Working across boundaries is a common feature of voluntary sector life, often in an endeavour to address some of society’s most complex challenges – taking care of vulnerable children, providing support for older people, tackling environmental issues and promoting healthy lifestyles. These are the issues that Grint refers to as ‘wicked’ (Grint, 2005). They are also described in the academic literature as ‘relentless’ (Weber and Khademian, 2008). They are too complex for any organisation to address alone. Indeed, they are ultimately problems which persist, are unresolvable and tend to change their form over time. They therefore require the continued attention, resources, expertise and energies of multiple organisations from different sectors over an extended period of time.
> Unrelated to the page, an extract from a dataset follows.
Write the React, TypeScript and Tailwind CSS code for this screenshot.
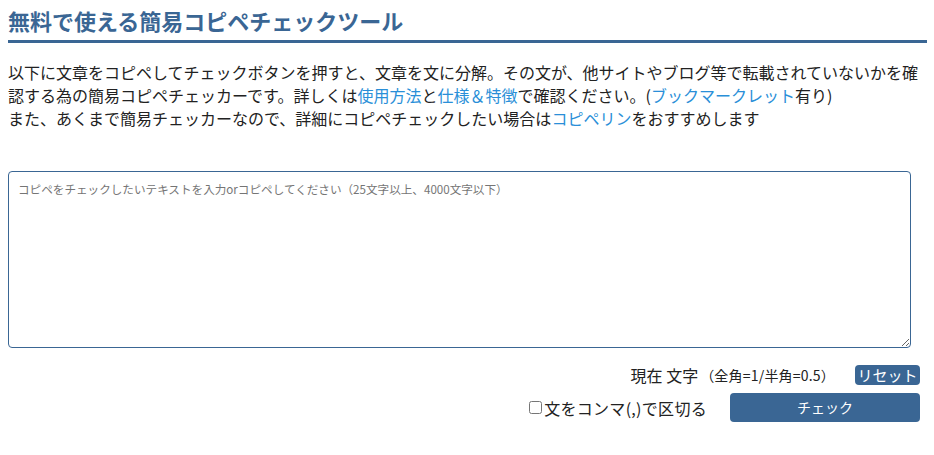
export default function App() {
  return (
    <div
      className="w-[919px] ml-2 text-[#222] bg-white"
      style={{ fontFamily: '"Noto Sans CJK JP", "Noto Sans", sans-serif' }}
    >
      {/* Title */}
      <h1 className="pt-[4px] pb-[3px] border-b-[3px] border-[#3a6694] text-[22px] leading-[33px] font-bold text-[#3a6694]">
        無料で使える簡易コピペチェックツール
      </h1>

      {/* Description */}
      <p className="mt-[18px] text-[16px] leading-[23px]">
        以下に文章をコピペしてチェックボタンを押すと、文章を文に分解。その文が、他サイトやブログ等で転載されていないかを確認する為の簡易コピペチェッカーです。詳しくは
        <a className="text-[#2a8fd8]">使用方法</a>と<a className="text-[#2a8fd8]">仕様＆特徴</a>で確認ください。(
        <a className="text-[#2a8fd8]">ブックマークレット</a>有り)
        <br />
        また、あくまで簡易チェッカーなので、詳細にコピペチェックしたい場合は
        <a className="text-[#2a8fd8]">コピペリン</a>をおすすめします
      </p>

      {/* Input */}
      <textarea
        className="block mt-[41px] w-[903px] h-[177px] px-[9px] py-[9px] border border-[#3a6694] rounded-[4px] text-[11.6px] leading-[16px] placeholder:text-[#757575] outline-none resize-y"
        style={{ fontFamily: '"Noto Sans CJK JP", monospace' }}
        placeholder="コピペをチェックしたいテキストを入力orコピペしてください（25文字以上、4000文字以下）"
      />

      {/* Counter + reset */}
      <div className="flex items-center justify-end pr-[7px] mt-[17px] h-[20px]">
        <span className="text-[16px] leading-[20px]">現在 文字</span>
        <span className="text-[14px] leading-[20px] ml-[2px] tracking-[0.2px]">（全角=1/半角=0.5）</span>
        <button className="ml-[20px] w-[65px] h-[20px] rounded-[4px] bg-[#3a6694] text-white text-[15px] leading-[20px]">
          リセット
        </button>
      </div>

      {/* Comma option + check */}
      <div className="flex items-center justify-end pr-[7px] mt-[8px]">
        <label className="flex items-center text-[16px] leading-[20px] tracking-[0.3px]">
          <input type="checkbox" className="w-[13px] h-[13px] mr-[2px]" />
          文をコンマ(,)で区切る
        </label>
        <button className="ml-[23px] w-[190px] h-[29px] rounded-[4px] bg-[#3a6694] text-white text-[14px]">
          チェック
        </button>
      </div>
    </div>
  );
}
Of course, inter-organisational collaboration is not confined to such serious social issues. Voluntary organisations collaborate to deliver cultural festivals and celebrations, to enhance physical space, to encourage creativity and to entertain. Even comparatively small organisations, such as self-help and residents’ groups, find themselves collaborating with other voluntary organisations and public agencies to address such aims. Community art groups collaborate with the local gallery to deliver an exhibition; residents groups collaborate with the council to manage the local community centre; and youth clubs join together to deliver a programme of holiday activities. All of these require individuals to reach across organisational boundaries to make something happen, which their organisation could not have achieved alone – we see this as a place for leadership.